— Begin EXTRACTED RECORDS —
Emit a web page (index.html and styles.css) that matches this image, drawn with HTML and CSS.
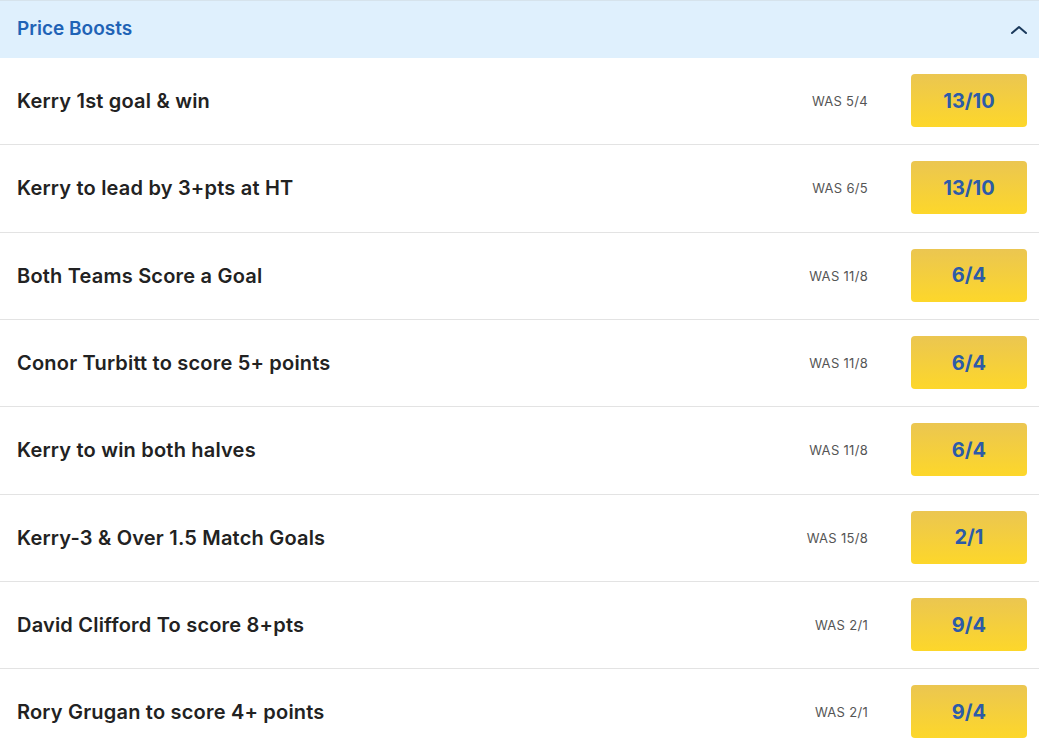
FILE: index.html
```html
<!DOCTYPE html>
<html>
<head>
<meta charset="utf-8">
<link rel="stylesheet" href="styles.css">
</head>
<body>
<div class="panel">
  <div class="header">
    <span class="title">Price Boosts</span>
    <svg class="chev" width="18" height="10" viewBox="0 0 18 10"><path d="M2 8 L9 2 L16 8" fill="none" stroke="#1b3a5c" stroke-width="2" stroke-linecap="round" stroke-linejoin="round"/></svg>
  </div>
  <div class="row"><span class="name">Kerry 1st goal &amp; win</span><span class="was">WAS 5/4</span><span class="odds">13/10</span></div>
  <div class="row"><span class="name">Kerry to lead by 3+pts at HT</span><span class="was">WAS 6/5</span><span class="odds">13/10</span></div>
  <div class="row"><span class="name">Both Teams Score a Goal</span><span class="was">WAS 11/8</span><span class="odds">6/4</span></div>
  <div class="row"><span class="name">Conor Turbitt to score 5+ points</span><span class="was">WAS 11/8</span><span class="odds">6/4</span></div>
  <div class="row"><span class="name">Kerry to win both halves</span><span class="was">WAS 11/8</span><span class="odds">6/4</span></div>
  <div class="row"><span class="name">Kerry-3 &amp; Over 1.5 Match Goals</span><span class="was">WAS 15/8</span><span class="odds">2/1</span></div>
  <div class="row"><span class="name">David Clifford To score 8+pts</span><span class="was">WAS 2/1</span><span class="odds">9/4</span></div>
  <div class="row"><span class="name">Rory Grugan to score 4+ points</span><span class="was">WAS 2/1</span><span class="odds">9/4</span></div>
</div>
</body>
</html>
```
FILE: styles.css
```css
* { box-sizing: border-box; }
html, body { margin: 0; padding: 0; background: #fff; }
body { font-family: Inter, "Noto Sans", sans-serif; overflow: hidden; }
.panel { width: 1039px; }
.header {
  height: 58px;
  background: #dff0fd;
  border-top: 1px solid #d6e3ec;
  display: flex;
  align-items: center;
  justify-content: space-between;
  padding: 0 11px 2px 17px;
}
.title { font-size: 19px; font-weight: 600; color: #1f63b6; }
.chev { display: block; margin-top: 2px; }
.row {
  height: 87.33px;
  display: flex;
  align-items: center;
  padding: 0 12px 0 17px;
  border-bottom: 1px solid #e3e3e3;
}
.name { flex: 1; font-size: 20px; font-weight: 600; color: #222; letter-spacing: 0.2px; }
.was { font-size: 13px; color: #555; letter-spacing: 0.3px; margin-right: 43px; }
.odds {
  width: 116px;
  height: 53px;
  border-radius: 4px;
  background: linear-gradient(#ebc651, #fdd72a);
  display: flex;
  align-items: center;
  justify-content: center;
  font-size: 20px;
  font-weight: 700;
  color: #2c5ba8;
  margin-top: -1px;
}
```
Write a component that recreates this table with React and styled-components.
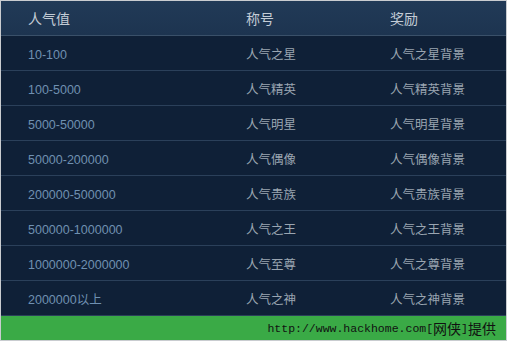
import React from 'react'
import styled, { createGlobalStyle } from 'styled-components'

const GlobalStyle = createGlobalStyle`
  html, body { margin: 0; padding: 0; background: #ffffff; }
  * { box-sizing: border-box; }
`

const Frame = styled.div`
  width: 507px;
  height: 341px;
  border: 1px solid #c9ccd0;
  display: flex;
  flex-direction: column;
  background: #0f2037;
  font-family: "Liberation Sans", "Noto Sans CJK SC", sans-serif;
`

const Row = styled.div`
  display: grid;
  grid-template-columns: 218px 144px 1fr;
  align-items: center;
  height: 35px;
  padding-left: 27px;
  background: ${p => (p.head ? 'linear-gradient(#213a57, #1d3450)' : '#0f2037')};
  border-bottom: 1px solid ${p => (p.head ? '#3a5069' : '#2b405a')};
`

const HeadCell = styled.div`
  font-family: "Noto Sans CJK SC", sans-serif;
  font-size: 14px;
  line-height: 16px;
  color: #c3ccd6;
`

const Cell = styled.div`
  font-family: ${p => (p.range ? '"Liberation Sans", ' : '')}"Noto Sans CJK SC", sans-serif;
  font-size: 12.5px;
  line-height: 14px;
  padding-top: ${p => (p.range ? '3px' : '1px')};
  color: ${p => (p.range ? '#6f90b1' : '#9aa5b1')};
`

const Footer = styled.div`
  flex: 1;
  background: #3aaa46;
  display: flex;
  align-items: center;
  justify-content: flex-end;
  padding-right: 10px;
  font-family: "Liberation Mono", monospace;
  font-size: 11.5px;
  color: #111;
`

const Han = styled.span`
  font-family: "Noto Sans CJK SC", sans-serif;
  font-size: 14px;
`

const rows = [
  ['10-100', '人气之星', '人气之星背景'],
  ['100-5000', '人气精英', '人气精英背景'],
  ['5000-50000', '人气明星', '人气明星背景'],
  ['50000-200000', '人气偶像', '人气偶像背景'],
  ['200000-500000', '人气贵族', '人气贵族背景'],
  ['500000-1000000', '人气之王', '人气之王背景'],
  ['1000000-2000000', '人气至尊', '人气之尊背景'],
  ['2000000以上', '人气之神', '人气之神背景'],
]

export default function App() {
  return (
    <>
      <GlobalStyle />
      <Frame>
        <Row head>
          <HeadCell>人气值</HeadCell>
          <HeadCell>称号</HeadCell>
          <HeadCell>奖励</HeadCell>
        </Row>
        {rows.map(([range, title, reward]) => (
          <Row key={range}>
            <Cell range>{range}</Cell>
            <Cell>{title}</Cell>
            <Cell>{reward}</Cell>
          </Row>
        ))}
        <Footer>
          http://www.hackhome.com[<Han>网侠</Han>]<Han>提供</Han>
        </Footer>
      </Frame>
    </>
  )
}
— End EXTRACTED RECORDS —
> [TASK PROMPT]: Retype every record above exactly as written, but leave out the pictures.

> [OUTPUT OF THE EXERCISE]:
Emit a web page (index.html and styles.css) that matches this image, drawn with HTML and CSS.
FILE: index.html
```html
<!DOCTYPE html>
<html>
<head>
<meta charset="utf-8">
<link rel="stylesheet" href="styles.css">
</head>
<body>
<div class="panel">
  <div class="header">
    <span class="title">Price Boosts</span>
    <svg class="chev" width="18" height="10" viewBox="0 0 18 10"><path d="M2 8 L9 2 L16 8" fill="none" stroke="#1b3a5c" stroke-width="2" stroke-linecap="round" stroke-linejoin="round"/></svg>
  </div>
  <div class="row"><span class="name">Kerry 1st goal &amp; win</span><span class="was">WAS 5/4</span><span class="odds">13/10</span></div>
  <div class="row"><span class="name">Kerry to lead by 3+pts at HT</span><span class="was">WAS 6/5</span><span class="odds">13/10</span></div>
  <div class="row"><span class="name">Both Teams Score a Goal</span><span class="was">WAS 11/8</span><span class="odds">6/4</span></div>
  <div class="row"><span class="name">Conor Turbitt to score 5+ points</span><span class="was">WAS 11/8</span><span class="odds">6/4</span></div>
  <div class="row"><span class="name">Kerry to win both halves</span><span class="was">WAS 11/8</span><span class="odds">6/4</span></div>
  <div class="row"><span class="name">Kerry-3 &amp; Over 1.5 Match Goals</span><span class="was">WAS 15/8</span><span class="odds">2/1</span></div>
  <div class="row"><span class="name">David Clifford To score 8+pts</span><span class="was">WAS 2/1</span><span class="odds">9/4</span></div>
  <div class="row"><span class="name">Rory Grugan to score 4+ points</span><span class="was">WAS 2/1</span><span class="odds">9/4</span></div>
</div>
</body>
</html>
```
FILE: styles.css
```css
* { box-sizing: border-box; }
html, body { margin: 0; padding: 0; background: #fff; }
body { font-family: Inter, "Noto Sans", sans-serif; overflow: hidden; }
.panel { width: 1039px; }
.header {
  height: 58px;
  background: #dff0fd;
  border-top: 1px solid #d6e3ec;
  display: flex;
  align-items: center;
  justify-content: space-between;
  padding: 0 11px 2px 17px;
}
.title { font-size: 19px; font-weight: 600; color: #1f63b6; }
.chev { display: block; margin-top: 2px; }
.row {
  height: 87.33px;
  display: flex;
  align-items: center;
  padding: 0 12px 0 17px;
  border-bottom: 1px solid #e3e3e3;
}
.name { flex: 1; font-size: 20px; font-weight: 600; color: #222; letter-spacing: 0.2px; }
.was { font-size: 13px; color: #555; letter-spacing: 0.3px; margin-right: 43px; }
.odds {
  width: 116px;
  height: 53px;
  border-radius: 4px;
  background: linear-gradient(#ebc651, #fdd72a);
  display: flex;
  align-items: center;
  justify-content: center;
  font-size: 20px;
  font-weight: 700;
  color: #2c5ba8;
  margin-top: -1px;
}
```
Write a component that recreates this table with React and styled-components.
import React from 'react'
import styled, { createGlobalStyle } from 'styled-components'

const GlobalStyle = createGlobalStyle`
  html, body { margin: 0; padding: 0; background: #ffffff; }
  * { box-sizing: border-box; }
`

const Frame = styled.div`
  width: 507px;
  height: 341px;
  border: 1px solid #c9ccd0;
  display: flex;
  flex-direction: column;
  background: #0f2037;
  font-family: "Liberation Sans", "Noto Sans CJK SC", sans-serif;
`

const Row = styled.div`
  display: grid;
  grid-template-columns: 218px 144px 1fr;
  align-items: center;
  height: 35px;
  padding-left: 27px;
  background: ${p => (p.head ? 'linear-gradient(#213a57, #1d3450)' : '#0f2037')};
  border-bottom: 1px solid ${p => (p.head ? '#3a5069' : '#2b405a')};
`

const HeadCell = styled.div`
  font-family: "Noto Sans CJK SC", sans-serif;
  font-size: 14px;
  line-height: 16px;
  color: #c3ccd6;
`

const Cell = styled.div`
  font-family: ${p => (p.range ? '"Liberation Sans", ' : '')}"Noto Sans CJK SC", sans-serif;
  font-size: 12.5px;
  line-height: 14px;
  padding-top: ${p => (p.range ? '3px' : '1px')};
  color: ${p => (p.range ? '#6f90b1' : '#9aa5b1')};
`

const Footer = styled.div`
  flex: 1;
  background: #3aaa46;
  display: flex;
  align-items: center;
  justify-content: flex-end;
  padding-right: 10px;
  font-family: "Liberation Mono", monospace;
  font-size: 11.5px;
  color: #111;
`

const Han = styled.span`
  font-family: "Noto Sans CJK SC", sans-serif;
  font-size: 14px;
`

const rows = [
  ['10-100', '人气之星', '人气之星背景'],
  ['100-5000', '人气精英', '人气精英背景'],
  ['5000-50000', '人气明星', '人气明星背景'],
  ['50000-200000', '人气偶像', '人气偶像背景'],
  ['200000-500000', '人气贵族', '人气贵族背景'],
  ['500000-1000000', '人气之王', '人气之王背景'],
  ['1000000-2000000', '人气至尊', '人气之尊背景'],
  ['2000000以上', '人气之神', '人气之神背景'],
]

export default function App() {
  return (
    <>
      <GlobalStyle />
      <Frame>
        <Row head>
          <HeadCell>人气值</HeadCell>
          <HeadCell>称号</HeadCell>
          <HeadCell>奖励</HeadCell>
        </Row>
        {rows.map(([range, title, reward]) => (
          <Row key={range}>
            <Cell range>{range}</Cell>
            <Cell>{title}</Cell>
            <Cell>{reward}</Cell>
          </Row>
        ))}
        <Footer>
          http://www.hackhome.com[<Han>网侠</Han>]<Han>提供</Han>
        </Footer>
      </Frame>
    </>
  )
}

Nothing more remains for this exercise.